For the last month, we have been teaching you the Seam Reader’s Process. Let us do a quick recap, so others can be brought up to speed.  If you are a Seam Reader, the first step is always think fast-ball and adjust to everything else. Step number two, you learned about soft-focus and hard-focus and finding the release point in the on-deck circle.  Step number three is load to read which is a fluid, quiet, backward movement of the hands as the front foot moves toward the pitcher. I can hear some of you saying, “Why are we going over the same things, week after week?”  Here’s why: Repetition is the Mother of Skill, and we are trying to be as consistent, strong, and balanced as we can possibly be before the pitcher releases the ball.  We are also trying to give ourselves the best chance to succeed at what has been called the hardest thing to do in sports: Hit a round ball with a round bat.

Everything that you have been taught to this point is everything that you need to know before the pitch is released, or thrown.  From now on,  you are going to be taught what you need to know after the pitch is released. That starts with the last step in the Seam Reader’s Process. That is the need to know the ROTATION of the PITCH BEFORE the LOCATION of that SAME PITCH. This step is crucial in deciding whether we are going to swing, or not. Seam Reading Rotation comes before reading Location, although we need to know them both almost simultaneously. We must know what the pitch is so we know what movements it is going to make. Every pitch has a certain way it looks and a certain way it moves. Some pitches will always look the same and move the same from pitcher to pitcher, but most pitches have different variations for the way they look and move. The solution to this as a Seam Reader is to identify what pitches that pitcher throws by talking with teammates who have already faced that pitcher and by watching them in the on deck circle. Then when you are at bat you will see how their pitches look and understand how they move.
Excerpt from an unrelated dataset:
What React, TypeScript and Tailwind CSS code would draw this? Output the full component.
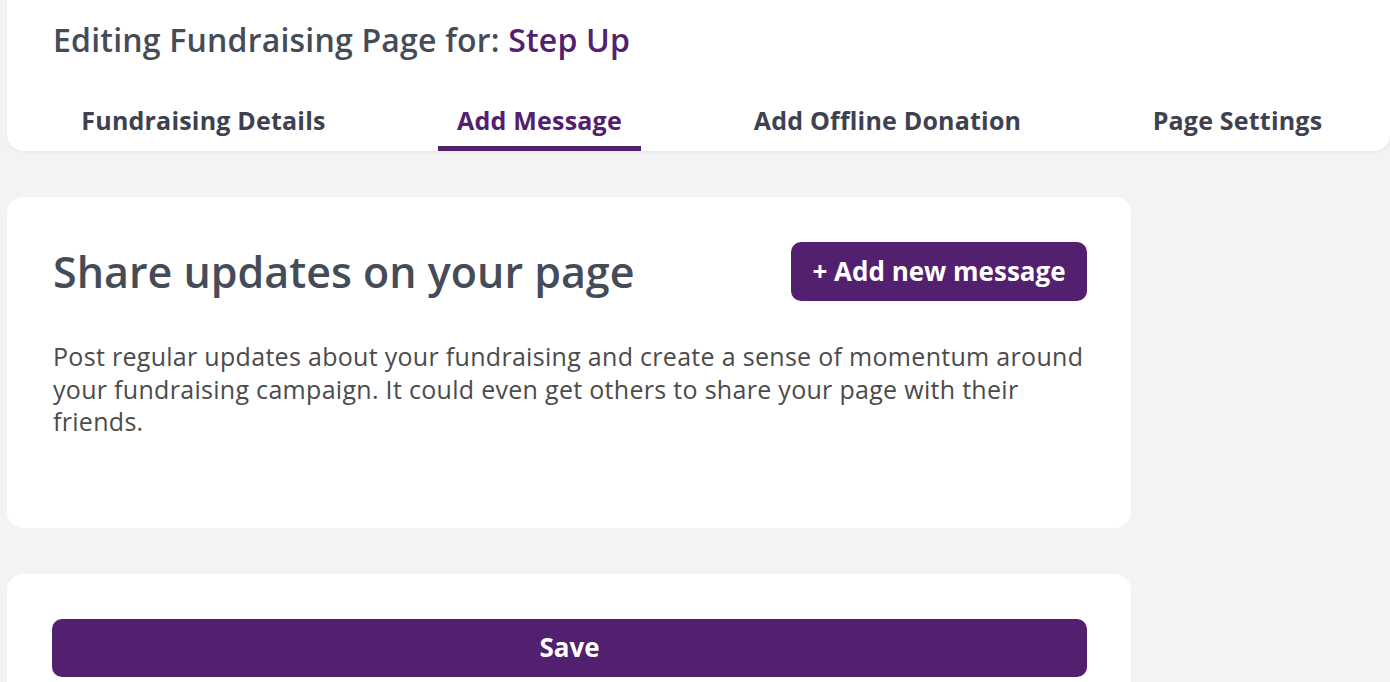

In conclusion, knowing the rotation of the ball before anything else is absolutely the first thing you do after the release of the pitch. Without Seam Reading there would be no purposeful TIMING.To be on “TIME is every hitters goal.Without Seam Reading we would all be guessing. So remember “Rotation before Location”. Have a great week. 

At Home Drill: This week’s drill involves two parts. The first part involves playing catch from the distance you or your players hit from. To start one person will be the hitter and the other the pitcher. The pitcher will throw 4 and 2 seams to their partner who will be standing sideways in their hitting stance. Once the pitch is released the hitter is to yell out what the pitch is as soon as they read it and then catch the ball. They can then be the pitcher and throw the ball back to the hitter, if needed.

The next drill, takes the catch idea to the cages. As a hitter in the cage it is your job to call out what every pitch is as you hit it. Coaches and parents pitching, make sure you are throwing 4 and 2 seamers to the hitters and that they are calling them out correctly.